Syria’s regime on Sunday denied its forces used tanks and helicopters in an assault on Tremsa, describing events in the central village as the result of clashes with rebels and not a “massacre” as has been widely reported in the international press.
“Government forces did not use helicopters and tanks,” foreign ministry spokesman Jihad Makdissi told a news conference in Damascus, adding: “What happened was not an attack by the army on innocent civilians.”
“The aim of this news conference is to tell people that what happened was not a massacre ... It was a clash between regular forces and armed groups who do not believe in a peaceful solution. This is the reality, politically and militarily.”
He said 37 militants and only two civilians were killed in Tremsa. Terrorists in Tremsa compelled the regime’s forces to enter the village, he added.
When asked about the defected general Mustafa Tlas, the official said that the general has left the country without the government’s permission, thus not acknowledging the defection.

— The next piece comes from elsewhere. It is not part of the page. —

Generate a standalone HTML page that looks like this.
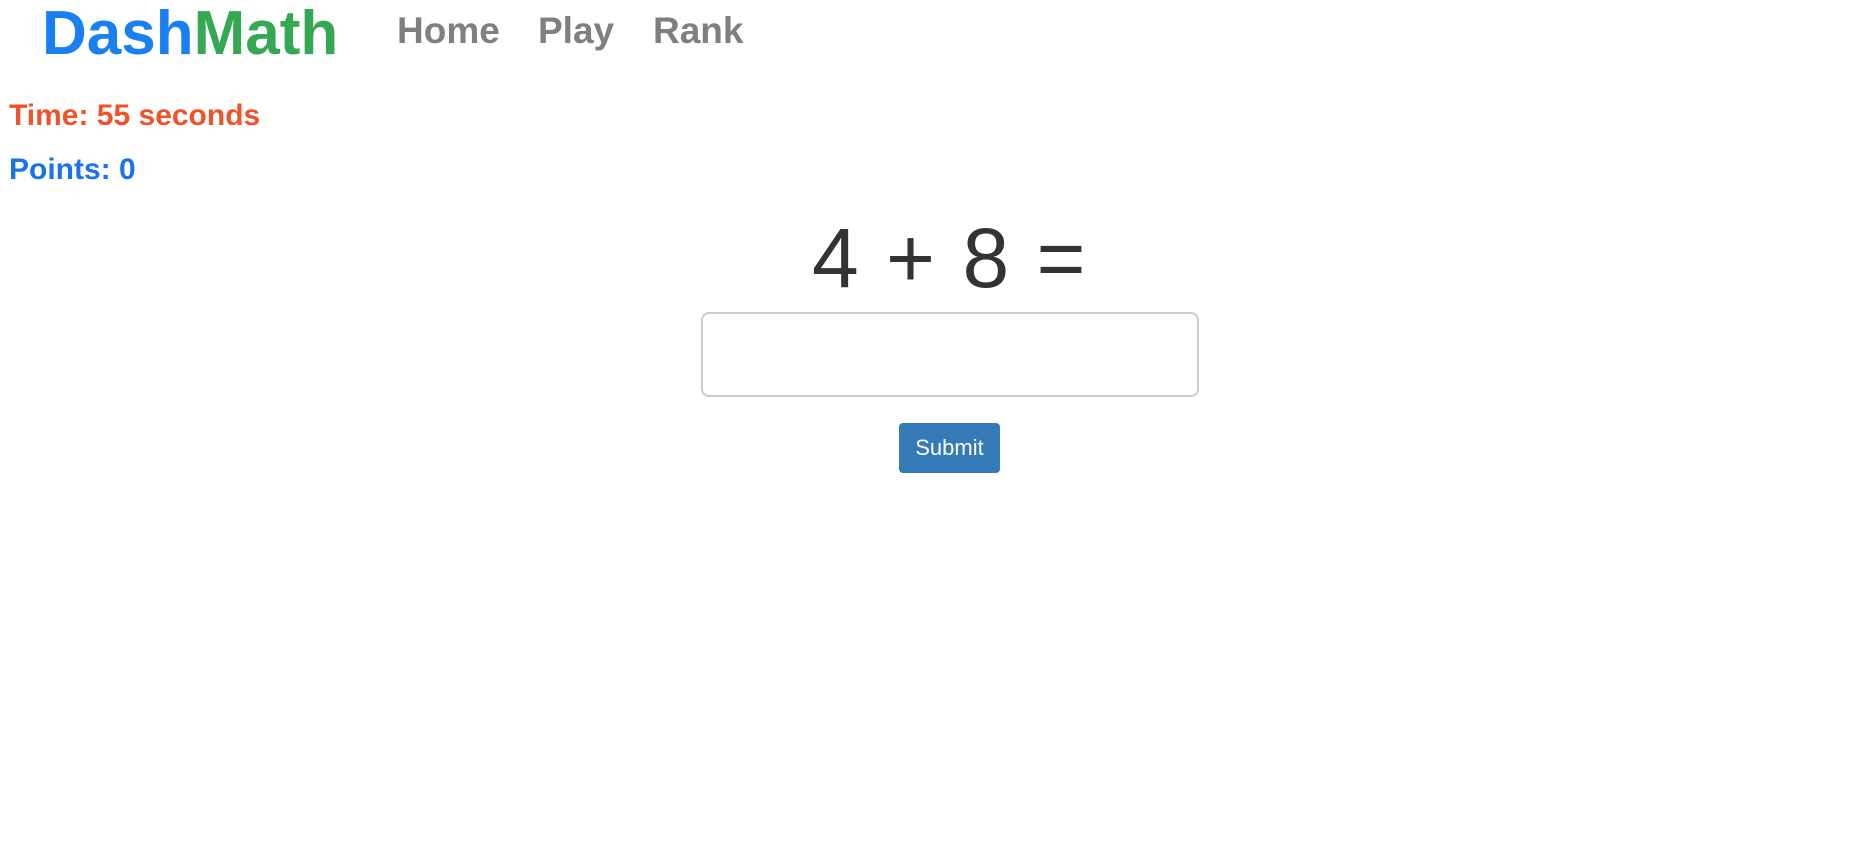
<!DOCTYPE html>
<html><head><meta charset="utf-8"><style>
body{margin:0;width:1854px;height:850px;background:#fff;font-family:"Liberation Sans",Arial,sans-serif;position:relative;overflow:hidden}
.a{position:absolute;white-space:nowrap;line-height:1}
</style></head><body>
<div class="a" style="left:42px;top:3px;font-size:62px;font-weight:bold"><span style="color:#1a7ff0">Dash</span><span style="color:#34a853">Math</span></div>
<div class="a" style="left:397px;top:12px;font-size:37px;font-weight:bold;color:#7f7f7f">Home</div>
<div class="a" style="left:538px;top:12px;font-size:37px;font-weight:bold;color:#7f7f7f">Play</div>
<div class="a" style="left:653px;top:12px;font-size:37px;font-weight:bold;color:#7f7f7f">Rank</div>
<div class="a" style="left:9px;top:101px;font-size:30px;font-weight:bold;color:#f0522a">Time: 55 seconds</div>
<div class="a" style="left:9px;top:155px;font-size:30px;font-weight:bold;color:#1a73e8">Points: 0</div>
<div class="a" style="left:812px;top:216px;font-size:84px;word-spacing:4px;color:#333">4 + 8 =</div>
<div class="a" style="left:701px;top:312px;width:494px;height:81px;border:2px solid #ccc;border-radius:8px"></div>
<div class="a" style="left:899px;top:423px;width:101px;height:50px;background:#337ab7;border-radius:4px;color:#fff;font-size:22px;line-height:50px;text-align:center">Submit</div>
</body></html>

Meanwhile, soon after Makdissi’s press conference, activists reported that about 40 people killed and 140 wounded after shelling on Deir al-Zour’s prison.
And in a related story, Russian President Vladimir Putin will meet Syrian mediator Kofi Annan on Tuesday in the hopes of giving a diplomatic boost to his tattered peace plan for the deadly crisis, the Kremlin said Sunday.
The Russian leader’s press service said the U.N.-Arab League envoy would arrive in Moscow on Monday and meet Putin the following day for talks in which “Russia will underscore its support the peace plan of Kofi Annan.”